Les personnes physiques qui achètent une grande propriété forestière « investissent, veulent échapper à l’ISF ou préparent leur succession », assure Jean-Pierre Mesnil, expert forestier. « Depuis les crises grecque et islandaise, la forêt apparaît comme une valeur refuge. Même après un accident nucléaire, elle sera toujours là », affirme-t-il, négligeant toutefois le fait que le bien peut aussi partir en fumée. En revanche, contrairement à ce que l’on pourrait imaginer, les tempêtes ne causent pas toujours une grave catastrophe économique. Juste après l’événement, les propriétaires vendent les arbres abattus, appelés chablis, à un prix certes inférieur à celui qui était pratiqué avant la tempête. Mais à terme, la repousse des arbres permet un rajeunissement du massif.

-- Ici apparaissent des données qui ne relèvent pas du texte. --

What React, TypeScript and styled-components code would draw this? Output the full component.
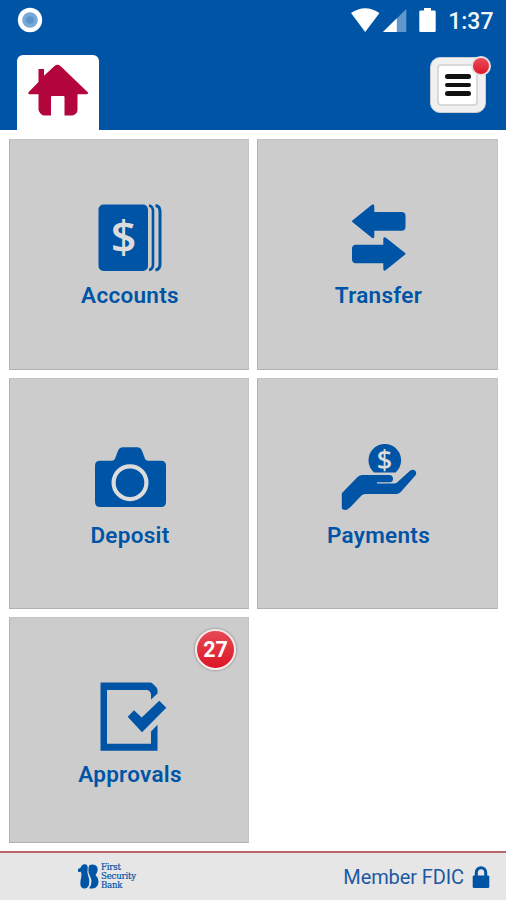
import React from "react";
import styled, { createGlobalStyle } from "styled-components";

const BLUE = "#0054a6";
const GREY = "#cccccc";

const Global = createGlobalStyle`
  * { box-sizing: border-box; }
  body { margin: 0; background: #fff; font-family: Roboto, "Liberation Sans", sans-serif; }
`;

const Screen = styled.div`
  width: 506px;
  height: 900px;
  display: flex;
  flex-direction: column;
  overflow: hidden;
  background: #fff;
`;

const Header = styled.header`
  height: 130px;
  background: ${BLUE};
  display: flex;
  flex-direction: column;
  justify-content: space-between;
`;

const StatusBar = styled.div`
  height: 40px;
  display: flex;
  align-items: center;
  justify-content: space-between;
  padding: 0 12.5px 0 17px;
`;

const StatusGroup = styled.div`
  display: flex;
  align-items: center;
`;

const Clock = styled.span`
  margin-left: 11px;
  font-size: 23px;
  line-height: 40px;
  font-weight: 500;
  color: #f4f8fc;
  padding-top: 3px;
`;

const NavBar = styled.nav`
  height: 75px;
  display: flex;
  justify-content: space-between;
  padding: 0 20px 0 16.5px;
`;

const HomeTab = styled.div`
  width: 82.5px;
  height: 75px;
  background: #fff;
  border-radius: 6px 6px 0 0;
  display: flex;
  justify-content: center;
  padding-top: 8px;
`;

const MenuButton = styled.div`
  position: relative;
  width: 56px;
  height: 56px;
  margin-top: 2px;
  border-radius: 10px;
  border: 1px solid #c9ced4;
  background: #f0f0f0;
  padding: 6px;
`;

const MenuFace = styled.div`
  width: 41px;
  height: 42px;
  border-radius: 4px;
  border: 2px solid #d9d9d9;
  background: #fff;
  display: flex;
  flex-direction: column;
  align-items: center;
  justify-content: center;
  gap: 4px;
`;

const MenuLine = styled.span`
  width: 26px;
  height: 4.5px;
  border-radius: 3px;
  background: #111;
`;

const Dot = styled.span`
  position: absolute;
  top: -2px;
  right: -6px;
  width: 20px;
  height: 20px;
  border-radius: 50%;
  border: 2px solid #e6e0e6;
  background: linear-gradient(#e94c57, #dd1a2b);
`;

const Grid = styled.main`
  height: 713px;
  padding: 9px 8px 0 9px;
  display: grid;
  grid-template-columns: 240px 241px;
  grid-template-rows: 231px 231px 226px;
  gap: 8.2px 8px;
`;

const TileBox = styled.section`
  position: relative;
  background: ${GREY};
  border: 1px solid #c4c4c4;
  border-left-color: #b2b2b2;
  border-bottom-color: #b0b0b0;
  display: flex;
  flex-direction: column;
  align-items: center;
  padding-top: 59px;
`;

const Label = styled.span`
  margin-top: 3.4px;
  margin-left: 2px;
  font-size: 22.5px;
  line-height: 26px;
  font-weight: 600;
  letter-spacing: 0.3px;
  color: ${BLUE};
`;

const Badge = styled.span`
  position: absolute;
  top: 11px;
  right: 12px;
  width: 41px;
  height: 41px;
  border-radius: 50%;
  border: 2.5px solid #f6e9e9;
  background: linear-gradient(#e64b56, #dc1426);
  box-shadow: 0 0 2px 1px rgba(90, 90, 90, 0.35);
  display: flex;
  align-items: center;
  justify-content: center;
  font-size: 21.5px;
  font-weight: 700;
  color: #fff;
`;

const Footer = styled.footer`
  flex: 1;
  margin-top: 8px;
  border-top: 2px solid #b9676e;
  background: #e6e6e6;
  display: flex;
  align-items: center;
  justify-content: space-between;
  padding: 0 16px 0 77px;
`;

const Brand = styled.div`
  display: flex;
  align-items: center;
  gap: 1px;
`;

const BrandName = styled.div`
  font-family: "DejaVu Serif", serif;
  font-size: 8.6px;
  line-height: 8.7px;
  letter-spacing: -0.2px;
  color: ${BLUE};
  -webkit-text-stroke: 0.2px ${BLUE};
`;

const Member = styled.div`
  display: flex;
  align-items: center;
  gap: 8px;
  font-size: 20px;
  letter-spacing: -0.1px;
  color: #1d58a3;
`;

const Art = ({ children }: { children: React.ReactNode }) => (
  <svg width="120" height="80" viewBox="0 0 120 80" fill={BLUE}>
    {children}
  </svg>
);

const AccountsIcon = () => (
  <Art>
    <rect x="29.500" y="5.500" width="49.500" height="66.500" rx="5" />
    <g fill="none" stroke={BLUE} strokeWidth="2.600">
      <path d="M80 6.500q4 .8 4 5.800v53q0 5-4 5.800" />
      <path d="M86.500 6.500q4.500 .8 4.500 5.800v53q0 5-4.500 5.800" strokeWidth="3" />
    </g>
    <text x="54.600" y="54" fontFamily="Open Sans" fontWeight="600" fontSize="45" textAnchor="middle" fill="#dcdcdc">$</text>
  </Art>
);

const TransferIcon = () => (
  <Art>
    <g stroke={BLUE} strokeWidth="2" strokeLinejoin="round">
      <path d="M35 22.300 54.500 6.500q.8-.4.8.8V14H83.500q3 0 3 3v10.700q0 3-3 3H55.300v6.800q0 1-.8.5z" />
      <path d="M86.500 54.700 67 39.300q-.7-.4-.7.6v6.800H38q-3 0-3 3v10.600q0 3 3 3h28.300v6.700q0 1 .7.5z" />
    </g>
  </Art>
);

const DepositIcon = () => (
  <Art>
    <path d="M31 22.700h12q2 0 3-2l3-8q1.500-3.400 5-3.400h14q3.500 0 5 3.400l3 8q1 2 3 2h13q5 0 5 5V64q0 5-5 5H31q-5 0-5-5V27.700q0-5 5-5z" />
    <circle cx="61" cy="44.700" r="16.400" fill="none" stroke="#dcdcdc" strokeWidth="4.200" />
  </Art>
);

const PaymentsIcon = () => (
  <Art>
    <path d="M56 34.500a16.300 16.300 0 1 1 21.600 0z" />
    <text x="66.500" y="32" fontFamily="Open Sans" fontWeight="600" fontSize="27" textAnchor="middle" fill="#dcdcdc">$</text>
    <path d="M23.800 55.300 39.500 39q2-2 5-2H71q4 .3 4 3.800 0 3-2.500 3.500H59v1.200h17.500q1.500 0 2.500-1L92 32.800q3-2 5.300 0 1.800 2.400 0 4.700L82.500 54.200q-1.800 1.800-4 1.800H47q-2 0-3.500 1.500L32 69.500Q28.500 73 25 71.500q-1.200-.6-1.200-2z" />
  </Art>
);

const ApprovalsIcon = () => (
  <Art>
    <path d="M31.500 5.500H81q1.500 0 2.500 1l4 4q1 1 1 2.500v3.500L82 22.500V18q0-2.500-1.500-3.700Q79.500 13 77.500 13H38v53.700H82V54.500l6.500-6.700v26H31.500z" />
    <path d="m58.700 39.700 6.300-6.500 7.700 7.200L90.300 23.700l7 7L73 55.300z" />
  </Art>
);

const HomeIcon = () => (
  <svg width="62" height="54" viewBox="0 0 62 54" fill="#b3063c">
    <path d="M11.500 6H17v6.800L27.500 3q3-2.500 6 0L61 29.500q.5 1.700-1.500 1.700H50.500V47q0 2-1.500 3.500T45.500 52.500H37.500V34q0-1-1-1H25q-1 0-1 1V52.500H17q-2 0-3.500-2T11.500 47V31.200H3q-2.300 0-1.500-2L11.500 19z" />
  </svg>
);

const Tile = ({ label, icon, count }: { label: string; icon: React.ReactNode; count?: number }) => (
  <TileBox>
    {icon}
    <Label>{label}</Label>
    {count !== undefined && <Badge>{count}</Badge>}
  </TileBox>
);

export default function App() {
  return (
    <Screen>
      <Global />
      <Header>
        <StatusBar>
          <svg width="26" height="26" viewBox="0 0 26 26">
            <circle cx="13" cy="13" r="12.200" fill="#fff" />
            <circle cx="13" cy="13" r="7.800" fill="#78a8d8" />
            <circle cx="13" cy="13" r="3.800" fill="#5b92c9" />
          </svg>
          <StatusGroup>
            <svg width="86" height="26" viewBox="0 0 86 26" fill="#fff">
              <path d="M0 6Q14.200-3.500 28.500 6L14.200 25z" />
              <path d="M55.300 2v23H32z" fill="#5e98cd" />
              <path d="M45.800 11.300V25H32z" />
              <path d="M73 1h7v2.500h3.500q1.200 0 1.200 1.200v19.100q0 1.200-1.200 1.200h-14q-1.200 0-1.200-1.200V4.700q0-1.200 1.200-1.200H73z" />
            </svg>
            <Clock>1:37</Clock>
          </StatusGroup>
        </StatusBar>
        <NavBar>
          <HomeTab><HomeIcon /></HomeTab>
          <MenuButton>
            <MenuFace>
              <MenuLine />
              <MenuLine />
              <MenuLine />
            </MenuFace>
            <Dot />
          </MenuButton>
        </NavBar>
      </Header>
      <Grid>
        <Tile label="Accounts" icon={<AccountsIcon />} />
        <Tile label="Transfer" icon={<TransferIcon />} />
        <Tile label="Deposit" icon={<DepositIcon />} />
        <Tile label="Payments" icon={<PaymentsIcon />} />
        <Tile label="Approvals" icon={<ApprovalsIcon />} count={27} />
      </Grid>
      <Footer>
        <Brand>
          <svg width="23" height="27" viewBox="0 0 23 27" fill={BLUE}>
            <path d="M1 6Q4 5 5 2.200q2-1.500 4.500-.7Q11 3 10.600 6.500q-.4 2.500 .2 5 1.700 4 1.500 8-.3 5.500-4.500 6-4.300.3-4.500-5 0-3.500 1-6.500.6-3-.5-5.500Q2.500 9.500 1 8.500z" />
            <path d="M12.200 2.200Q16 .8 18.800 2.500q2.500 2 1.700 5.500-.5 2.300-2 4 2.800 2.500 3 6.500 0 6-5.500 7-2 .3-4-.2 2.700-3 2.500-7-.2-3-1.800-5.800-1.500-2.500-1.300-5.500 .1-2.500 .8-4.800z" />
          </svg>
          <BrandName>
            <div>First</div>
            <div>Security</div>
            <div>Bank</div>
          </BrandName>
        </Brand>
        <Member>
          <span>Member FDIC</span>
          <svg width="18" height="24" viewBox="0 0 18 24">
            <path d="M4.300 11V7.500a4.700 4.700 0 0 1 9.400 0V11" fill="none" stroke={BLUE} strokeWidth="3" />
            <rect x="0.700" y="10.500" width="16.600" height="12.500" rx="1.300" fill={BLUE} />
          </svg>
        </Member>
      </Footer>
    </Screen>
  );
}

La fin de la bulle solognote
Les forêts de plus de 50 hectares non bâties constituent un marché spécifique. Elles se concentrent dans cinq régions bien précises, toutes situées dans cette « diagonale du vide », relativement peu peuplée, qui court des Ardennes aux Landes. « Les prix y dépendent de trois facteurs », indique Robert Levesque : « la localisation, la qualité du peuplement et la qualité cynégétique », autrement dit les opportunités de chasse.
C’est dans la zone Aisne-Ardennes-Marne que ces biens se vendent le plus cher, à plus de 8 000 euros l’hectare en 2015. Les massifs de l’Aube et du nord de la Bourgogne ont également connu une forte hausse ces dernières années, avec un prix moyen de presque 7 000 euros l’hectare. La forêt landaise, en revanche, attire moins que les autres, puisque son prix ne dépasse pas les 3 800 euros, moins que la moyenne nationale. La Sologne, petite entité géographique mais solide référence forestière, se stabilise. Le prix de l’hectare y reste élevé, à 7 000 euros, mais a baissé par rapport à un pic enregistré en 2011. Cela « traduit peut-être une moindre demande de chasse », estiment les spécialistes, qui intitulent ce phénomène « la fin de la bulle solognote ».